*Required task*:
Transcribe everything in the data word for word. Pictures are left out.

*Source data*:
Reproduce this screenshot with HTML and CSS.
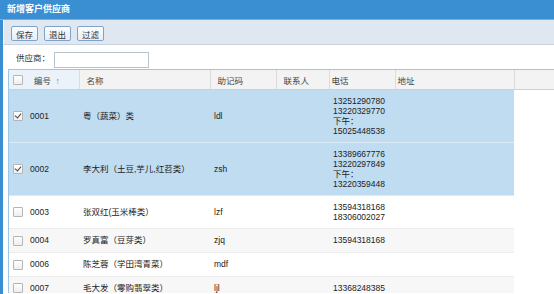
FILE: index.html
```html
<!DOCTYPE html>
<html lang="zh-CN">
<head>
    <meta charset="UTF-8">
    <title>新增客户供应商</title>
    <link rel="stylesheet" href="styles.css">
</head>
<body>
    <div class="win">
        <div class="win-title">新增客户供应商</div>
        <div class="win-body">
            <!-- toolbar -->
            <div class="toolbar">
                <button type="button" class="btn">保存</button>
                <button type="button" class="btn">退出</button>
                <button type="button" class="btn">过滤</button>
            </div>

            <!-- search -->
            <div class="search">
                <label for="supplier">供应商：</label>
                <input type="text" id="supplier">
            </div>

            <!-- grid -->
            <div class="grid">
                <div class="grid-head">
                    <table>
                        <colgroup>
                            <col class="c-ck"><col class="c-no"><col class="c-name"><col class="c-code">
                            <col class="c-man"><col class="c-tel"><col class="c-addr">
                        </colgroup>
                        <tr>
                            <th class="ck sorted"><span class="box"></span></th>
                            <th class="sorted">编号 <span class="arrow">↑</span></th>
                            <th>名称</th>
                            <th>助记码</th>
                            <th>联系人</th>
                            <th class="tight">电话</th>
                            <th class="tight">地址</th>
                        </tr>
                    </table>
                </div>
                <div class="grid-body">
                    <table>
                        <colgroup>
                            <col class="c-ck"><col class="c-no"><col class="c-name"><col class="c-code">
                            <col class="c-man"><col class="c-tel"><col class="c-addr">
                        </colgroup>
                        <tr class="sel">
                            <td class="ck"><span class="box on"></span></td>
                            <td class="no">0001</td>
                            <td>粤（蔬菜）类</td>
                            <td>ldl</td>
                            <td></td>
                            <td>13251290780<br>13220329770<br>下午：<br>15025448538</td>
                            <td></td>
                        </tr>
                        <tr class="sel">
                            <td class="ck"><span class="box on"></span></td>
                            <td class="no">0002</td>
                            <td>李大利（土豆,芋儿,红苕类）</td>
                            <td>zsh</td>
                            <td></td>
                            <td>13389667776<br>13220297849<br>下午：<br>13220359448</td>
                            <td></td>
                        </tr>
                        <tr>
                            <td class="ck"><span class="box"></span></td>
                            <td class="no">0003</td>
                            <td>张双红(玉米棒类）</td>
                            <td>lzf</td>
                            <td></td>
                            <td>13594318168<br>18306002027</td>
                            <td></td>
                        </tr>
                        <tr class="alt">
                            <td class="ck"><span class="box"></span></td>
                            <td class="no">0004</td>
                            <td>罗真富（豆芽类）</td>
                            <td>zjq</td>
                            <td></td>
                            <td>13594318168</td>
                            <td></td>
                        </tr>
                        <tr>
                            <td class="ck"><span class="box"></span></td>
                            <td class="no">0006</td>
                            <td>陈芝蓉（学田湾青菜）</td>
                            <td>mdf</td>
                            <td></td>
                            <td></td>
                            <td></td>
                        </tr>
                        <tr class="alt">
                            <td class="ck"><span class="box"></span></td>
                            <td class="no">0007</td>
                            <td>毛大发（零购翡翠类）</td>
                            <td>ljl</td>
                            <td></td>
                            <td>13368248385</td>
                            <td></td>
                        </tr>
                    </table>
                </div>
            </div>
        </div>
    </div>
</body>
</html>
```

FILE: styles.css
```css
body {
    margin: 0;
    font-family: "Liberation Sans", "Noto Sans CJK SC", sans-serif;
    font-size: 8.5px;
    color: #222;
    background: #fff;
    overflow: hidden;
}
.win {
    width: 554px;
    height: 294px;
    overflow: hidden;
}
.win-title {
    height: 19px;
    line-height: 19px;
    padding-left: 7px;
    background: #3a8fd3;
    border-bottom: 1px solid #74afe0;
    color: #fff;
    font-size: 9px;
    font-weight: bold;
}
.win-body {
    border-left: 3px solid #3a8fd3;
    height: 274px;
    overflow: hidden;
}
.win-body > * {
    border-left: 1px solid #fff;
}
.toolbar {
    display: flex;
    gap: 6px;
    height: 25px;
    box-sizing: border-box;
    padding: 6px 7px 0;
    background: #dfe8f1;
    border-bottom: 1px solid #c9d2db;
}
.btn {
    width: 27px;
    height: 15px;
    padding: 0;
    font-family: inherit;
    font-size: 8.5px;
    color: #333;
    border: 1px solid #7fa4cc;
    border-radius: 2px;
    background: linear-gradient(#fbfcfe, #e7eef6);
}
.search {
    display: flex;
    align-items: center;
    gap: 4px;
    height: 24px;
    padding-left: 12px;
    color: #333;
}
.search input {
    width: 95px;
    height: 16px;
    box-sizing: border-box;
    border: 1px solid #b9c3cc;
    margin-top: 5px;
}
.grid {
    padding-left: 4px;
}
.grid table {
    border-collapse: collapse;
    table-layout: fixed;
    width: 505px;
}
.c-ck { width: 18px; }
.c-no { width: 52px; }
.c-name { width: 131px; }
.c-code { width: 66px; }
.c-man { width: 53px; }
.c-tel { width: 66px; }
.c-addr { width: 119px; }
.grid-head {
    border-top: 1px solid #9dc5e7;
    border-left: 1px solid #9dc5e7;
    border-bottom: 1px solid #cfcfcf;
    background: #f3f3f3;
}
.grid-head th {
    height: 19px;
    padding: 0 0 0 7px;
    text-align: left;
    font-weight: normal;
    color: #444;
    border-right: 1px solid #dcdcdc;
}
.grid-head th.tight {
    padding-left: 2px;
}
.grid-head th.sorted {
    background: #ebf2f9;
}
.grid-head th.ck {
    text-align: center;
    border-right: none;
}
.arrow {
    color: #888;
    margin-left: 2px;
}
.grid-body {
    border-left: 1px solid #9dc5e7;
    height: 203px;
    overflow: hidden;
}
.grid-body td {
    padding: 6px 4px;
    line-height: 10px;
    vertical-align: middle;
    border-bottom: 1px solid #ececec;
    white-space: nowrap;
    overflow: hidden;
}
.grid-body td.no {
    padding-left: 3px;
}
.ck {
    text-align: center;
    padding-left: 0 !important;
    padding-right: 0 !important;
}
.box {
    display: inline-block;
    width: 8px;
    height: 8px;
    border: 1px solid #b5b5b5;
    border-radius: 1px;
    background: linear-gradient(#fff, #eee);
    vertical-align: middle;
    position: relative;
}
.box.on::after {
    content: "";
    position: absolute;
    left: 2px;
    top: 0;
    width: 3px;
    height: 5px;
    border: solid #444;
    border-width: 0 1px 1px 0;
    transform: rotate(40deg);
}
.grid-body tr.sel td {
    background: #c0dcf1;
    border-bottom-color: #dbeaf6;
}
.grid-body tr.alt td {
    background: #f7f7f7;
}
```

*Final answer*:
Reproduce this screenshot with HTML and CSS.
FILE: index.html
```html
<!DOCTYPE html>
<html lang="zh-CN">
<head>
    <meta charset="UTF-8">
    <title>新增客户供应商</title>
    <link rel="stylesheet" href="styles.css">
</head>
<body>
    <div class="win">
        <div class="win-title">新增客户供应商</div>
        <div class="win-body">
            <!-- toolbar -->
            <div class="toolbar">
                <button type="button" class="btn">保存</button>
                <button type="button" class="btn">退出</button>
                <button type="button" class="btn">过滤</button>
            </div>

            <!-- search -->
            <div class="search">
                <label for="supplier">供应商：</label>
                <input type="text" id="supplier">
            </div>

            <!-- grid -->
            <div class="grid">
                <div class="grid-head">
                    <table>
                        <colgroup>
                            <col class="c-ck"><col class="c-no"><col class="c-name"><col class="c-code">
                            <col class="c-man"><col class="c-tel"><col class="c-addr">
                        </colgroup>
                        <tr>
                            <th class="ck sorted"><span class="box"></span></th>
                            <th class="sorted">编号 <span class="arrow">↑</span></th>
                            <th>名称</th>
                            <th>助记码</th>
                            <th>联系人</th>
                            <th class="tight">电话</th>
                            <th class="tight">地址</th>
                        </tr>
                    </table>
                </div>
                <div class="grid-body">
                    <table>
                        <colgroup>
                            <col class="c-ck"><col class="c-no"><col class="c-name"><col class="c-code">
                            <col class="c-man"><col class="c-tel"><col class="c-addr">
                        </colgroup>
                        <tr class="sel">
                            <td class="ck"><span class="box on"></span></td>
                            <td class="no">0001</td>
                            <td>粤（蔬菜）类</td>
                            <td>ldl</td>
                            <td></td>
                            <td>13251290780<br>13220329770<br>下午：<br>15025448538</td>
                            <td></td>
                        </tr>
                        <tr class="sel">
                            <td class="ck"><span class="box on"></span></td>
                            <td class="no">0002</td>
                            <td>李大利（土豆,芋儿,红苕类）</td>
                            <td>zsh</td>
                            <td></td>
                            <td>13389667776<br>13220297849<br>下午：<br>13220359448</td>
                            <td></td>
                        </tr>
                        <tr>
                            <td class="ck"><span class="box"></span></td>
                            <td class="no">0003</td>
                            <td>张双红(玉米棒类）</td>
                            <td>lzf</td>
                            <td></td>
                            <td>13594318168<br>18306002027</td>
                            <td></td>
                        </tr>
                        <tr class="alt">
                            <td class="ck"><span class="box"></span></td>
                            <td class="no">0004</td>
                            <td>罗真富（豆芽类）</td>
                            <td>zjq</td>
                            <td></td>
                            <td>13594318168</td>
                            <td></td>
                        </tr>
                        <tr>
                            <td class="ck"><span class="box"></span></td>
                            <td class="no">0006</td>
                            <td>陈芝蓉（学田湾青菜）</td>
                            <td>mdf</td>
                            <td></td>
                            <td></td>
                            <td></td>
                        </tr>
                        <tr class="alt">
                            <td class="ck"><span class="box"></span></td>
                            <td class="no">0007</td>
                            <td>毛大发（零购翡翠类）</td>
                            <td>ljl</td>
                            <td></td>
                            <td>13368248385</td>
                            <td></td>
                        </tr>
                    </table>
                </div>
            </div>
        </div>
    </div>
</body>
</html>
```

FILE: styles.css
```css
body {
    margin: 0;
    font-family: "Liberation Sans", "Noto Sans CJK SC", sans-serif;
    font-size: 8.5px;
    color: #222;
    background: #fff;
    overflow: hidden;
}
.win {
    width: 554px;
    height: 294px;
    overflow: hidden;
}
.win-title {
    height: 19px;
    line-height: 19px;
    padding-left: 7px;
    background: #3a8fd3;
    border-bottom: 1px solid #74afe0;
    color: #fff;
    font-size: 9px;
    font-weight: bold;
}
.win-body {
    border-left: 3px solid #3a8fd3;
    height: 274px;
    overflow: hidden;
}
.win-body > * {
    border-left: 1px solid #fff;
}
.toolbar {
    display: flex;
    gap: 6px;
    height: 25px;
    box-sizing: border-box;
    padding: 6px 7px 0;
    background: #dfe8f1;
    border-bottom: 1px solid #c9d2db;
}
.btn {
    width: 27px;
    height: 15px;
    padding: 0;
    font-family: inherit;
    font-size: 8.5px;
    color: #333;
    border: 1px solid #7fa4cc;
    border-radius: 2px;
    background: linear-gradient(#fbfcfe, #e7eef6);
}
.search {
    display: flex;
    align-items: center;
    gap: 4px;
    height: 24px;
    padding-left: 12px;
    color: #333;
}
.search input {
    width: 95px;
    height: 16px;
    box-sizing: border-box;
    border: 1px solid #b9c3cc;
    margin-top: 5px;
}
.grid {
    padding-left: 4px;
}
.grid table {
    border-collapse: collapse;
    table-layout: fixed;
    width: 505px;
}
.c-ck { width: 18px; }
.c-no { width: 52px; }
.c-name { width: 131px; }
.c-code { width: 66px; }
.c-man { width: 53px; }
.c-tel { width: 66px; }
.c-addr { width: 119px; }
.grid-head {
    border-top: 1px solid #9dc5e7;
    border-left: 1px solid #9dc5e7;
    border-bottom: 1px solid #cfcfcf;
    background: #f3f3f3;
}
.grid-head th {
    height: 19px;
    padding: 0 0 0 7px;
    text-align: left;
    font-weight: normal;
    color: #444;
    border-right: 1px solid #dcdcdc;
}
.grid-head th.tight {
    padding-left: 2px;
}
.grid-head th.sorted {
    background: #ebf2f9;
}
.grid-head th.ck {
    text-align: center;
    border-right: none;
}
.arrow {
    color: #888;
    margin-left: 2px;
}
.grid-body {
    border-left: 1px solid #9dc5e7;
    height: 203px;
    overflow: hidden;
}
.grid-body td {
    padding: 6px 4px;
    line-height: 10px;
    vertical-align: middle;
    border-bottom: 1px solid #ececec;
    white-space: nowrap;
    overflow: hidden;
}
.grid-body td.no {
    padding-left: 3px;
}
.ck {
    text-align: center;
    padding-left: 0 !important;
    padding-right: 0 !important;
}
.box {
    display: inline-block;
    width: 8px;
    height: 8px;
    border: 1px solid #b5b5b5;
    border-radius: 1px;
    background: linear-gradient(#fff, #eee);
    vertical-align: middle;
    position: relative;
}
.box.on::after {
    content: "";
    position: absolute;
    left: 2px;
    top: 0;
    width: 3px;
    height: 5px;
    border: solid #444;
    border-width: 0 1px 1px 0;
    transform: rotate(40deg);
}
.grid-body tr.sel td {
    background: #c0dcf1;
    border-bottom-color: #dbeaf6;
}
.grid-body tr.alt td {
    background: #f7f7f7;
}
```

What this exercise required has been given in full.